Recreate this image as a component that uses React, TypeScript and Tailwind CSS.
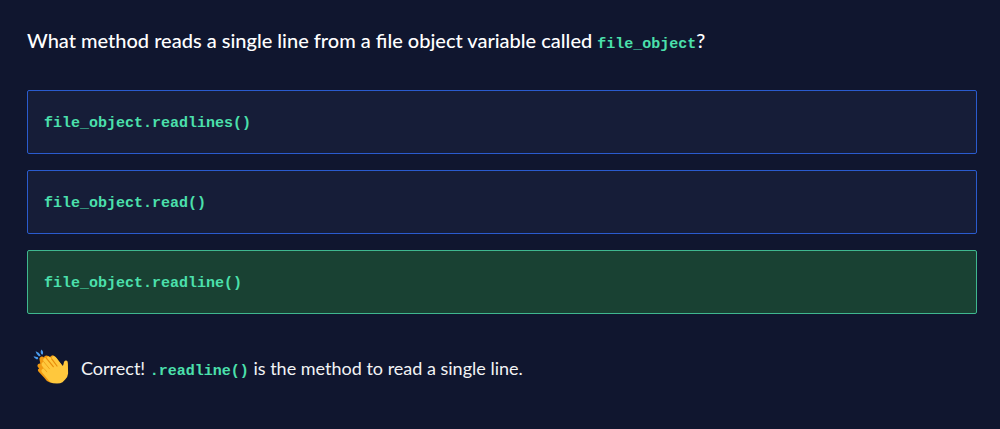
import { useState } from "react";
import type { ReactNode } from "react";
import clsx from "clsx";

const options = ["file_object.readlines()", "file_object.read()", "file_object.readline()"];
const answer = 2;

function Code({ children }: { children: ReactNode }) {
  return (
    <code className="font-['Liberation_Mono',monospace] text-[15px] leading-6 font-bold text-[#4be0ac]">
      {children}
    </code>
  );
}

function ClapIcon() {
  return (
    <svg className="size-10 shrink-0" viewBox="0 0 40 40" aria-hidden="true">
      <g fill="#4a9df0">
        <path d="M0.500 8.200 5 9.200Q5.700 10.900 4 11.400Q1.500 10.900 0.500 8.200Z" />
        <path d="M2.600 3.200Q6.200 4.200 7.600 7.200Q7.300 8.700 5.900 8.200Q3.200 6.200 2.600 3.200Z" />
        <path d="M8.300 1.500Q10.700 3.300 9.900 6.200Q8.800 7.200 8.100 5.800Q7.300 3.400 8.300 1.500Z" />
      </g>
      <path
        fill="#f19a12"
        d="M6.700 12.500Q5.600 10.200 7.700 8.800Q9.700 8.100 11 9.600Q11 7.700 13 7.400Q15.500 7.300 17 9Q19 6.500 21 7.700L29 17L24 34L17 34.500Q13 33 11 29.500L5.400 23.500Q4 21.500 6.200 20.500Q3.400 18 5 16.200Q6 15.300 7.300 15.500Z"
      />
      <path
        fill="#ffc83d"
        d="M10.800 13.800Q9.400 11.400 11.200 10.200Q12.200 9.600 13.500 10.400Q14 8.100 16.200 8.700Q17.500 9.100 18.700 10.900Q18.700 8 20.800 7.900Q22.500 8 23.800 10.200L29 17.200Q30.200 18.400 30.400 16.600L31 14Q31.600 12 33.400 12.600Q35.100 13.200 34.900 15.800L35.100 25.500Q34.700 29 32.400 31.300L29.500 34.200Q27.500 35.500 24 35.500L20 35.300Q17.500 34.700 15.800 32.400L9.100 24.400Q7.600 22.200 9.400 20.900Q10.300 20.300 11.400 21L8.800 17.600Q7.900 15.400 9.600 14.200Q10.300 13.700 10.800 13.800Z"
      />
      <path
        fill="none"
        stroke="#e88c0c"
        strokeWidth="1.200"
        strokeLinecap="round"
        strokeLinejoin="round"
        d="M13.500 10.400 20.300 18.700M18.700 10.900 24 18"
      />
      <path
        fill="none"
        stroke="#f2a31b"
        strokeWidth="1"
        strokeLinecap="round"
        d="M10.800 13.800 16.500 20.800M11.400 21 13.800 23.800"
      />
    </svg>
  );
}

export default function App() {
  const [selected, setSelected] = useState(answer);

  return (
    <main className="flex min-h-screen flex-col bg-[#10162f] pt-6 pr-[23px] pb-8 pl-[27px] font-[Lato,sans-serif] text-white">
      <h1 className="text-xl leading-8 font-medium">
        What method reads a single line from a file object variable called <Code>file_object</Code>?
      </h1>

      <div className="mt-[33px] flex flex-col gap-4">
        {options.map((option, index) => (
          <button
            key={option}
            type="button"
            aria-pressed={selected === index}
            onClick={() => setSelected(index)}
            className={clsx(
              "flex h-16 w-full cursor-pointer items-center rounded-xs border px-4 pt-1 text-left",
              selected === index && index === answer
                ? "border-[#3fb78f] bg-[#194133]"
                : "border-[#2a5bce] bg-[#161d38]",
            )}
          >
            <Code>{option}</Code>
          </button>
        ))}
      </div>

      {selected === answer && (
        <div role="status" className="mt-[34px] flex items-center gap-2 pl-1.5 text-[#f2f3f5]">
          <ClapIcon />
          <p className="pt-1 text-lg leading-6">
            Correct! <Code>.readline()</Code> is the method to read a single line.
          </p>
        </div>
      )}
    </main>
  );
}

◇ ◇ ◇

The problem
Keep the pictures out of the copy and return the rest of the data above exactly.

Output of the task
Recreate this image as a component that uses React, TypeScript and Tailwind CSS.
import { useState } from "react";
import type { ReactNode } from "react";
import clsx from "clsx";

const options = ["file_object.readlines()", "file_object.read()", "file_object.readline()"];
const answer = 2;

function Code({ children }: { children: ReactNode }) {
  return (
    <code className="font-['Liberation_Mono',monospace] text-[15px] leading-6 font-bold text-[#4be0ac]">
      {children}
    </code>
  );
}

function ClapIcon() {
  return (
    <svg className="size-10 shrink-0" viewBox="0 0 40 40" aria-hidden="true">
      <g fill="#4a9df0">
        <path d="M0.500 8.200 5 9.200Q5.700 10.900 4 11.400Q1.500 10.900 0.500 8.200Z" />
        <path d="M2.600 3.200Q6.200 4.200 7.600 7.200Q7.300 8.700 5.900 8.200Q3.200 6.200 2.600 3.200Z" />
        <path d="M8.300 1.500Q10.700 3.300 9.900 6.200Q8.800 7.200 8.100 5.800Q7.300 3.400 8.300 1.500Z" />
      </g>
      <path
        fill="#f19a12"
        d="M6.700 12.500Q5.600 10.200 7.700 8.800Q9.700 8.100 11 9.600Q11 7.700 13 7.400Q15.500 7.300 17 9Q19 6.500 21 7.700L29 17L24 34L17 34.500Q13 33 11 29.500L5.400 23.500Q4 21.500 6.200 20.500Q3.400 18 5 16.200Q6 15.300 7.300 15.500Z"
      />
      <path
        fill="#ffc83d"
        d="M10.800 13.800Q9.400 11.400 11.200 10.200Q12.200 9.600 13.500 10.400Q14 8.100 16.200 8.700Q17.500 9.100 18.700 10.900Q18.700 8 20.800 7.900Q22.500 8 23.800 10.200L29 17.200Q30.200 18.400 30.400 16.600L31 14Q31.600 12 33.400 12.600Q35.100 13.200 34.900 15.800L35.100 25.500Q34.700 29 32.400 31.300L29.500 34.200Q27.500 35.500 24 35.500L20 35.300Q17.500 34.700 15.800 32.400L9.100 24.400Q7.600 22.200 9.400 20.900Q10.300 20.300 11.400 21L8.800 17.600Q7.900 15.400 9.600 14.200Q10.300 13.700 10.800 13.800Z"
      />
      <path
        fill="none"
        stroke="#e88c0c"
        strokeWidth="1.200"
        strokeLinecap="round"
        strokeLinejoin="round"
        d="M13.500 10.400 20.300 18.700M18.700 10.900 24 18"
      />
      <path
        fill="none"
        stroke="#f2a31b"
        strokeWidth="1"
        strokeLinecap="round"
        d="M10.800 13.800 16.500 20.800M11.400 21 13.800 23.800"
      />
    </svg>
  );
}

export default function App() {
  const [selected, setSelected] = useState(answer);

  return (
    <main className="flex min-h-screen flex-col bg-[#10162f] pt-6 pr-[23px] pb-8 pl-[27px] font-[Lato,sans-serif] text-white">
      <h1 className="text-xl leading-8 font-medium">
        What method reads a single line from a file object variable called <Code>file_object</Code>?
      </h1>

      <div className="mt-[33px] flex flex-col gap-4">
        {options.map((option, index) => (
          <button
            key={option}
            type="button"
            aria-pressed={selected === index}
            onClick={() => setSelected(index)}
            className={clsx(
              "flex h-16 w-full cursor-pointer items-center rounded-xs border px-4 pt-1 text-left",
              selected === index && index === answer
                ? "border-[#3fb78f] bg-[#194133]"
                : "border-[#2a5bce] bg-[#161d38]",
            )}
          >
            <Code>{option}</Code>
          </button>
        ))}
      </div>

      {selected === answer && (
        <div role="status" className="mt-[34px] flex items-center gap-2 pl-1.5 text-[#f2f3f5]">
          <ClapIcon />
          <p className="pt-1 text-lg leading-6">
            Correct! <Code>.readline()</Code> is the method to read a single line.
          </p>
        </div>
      )}
    </main>
  );
}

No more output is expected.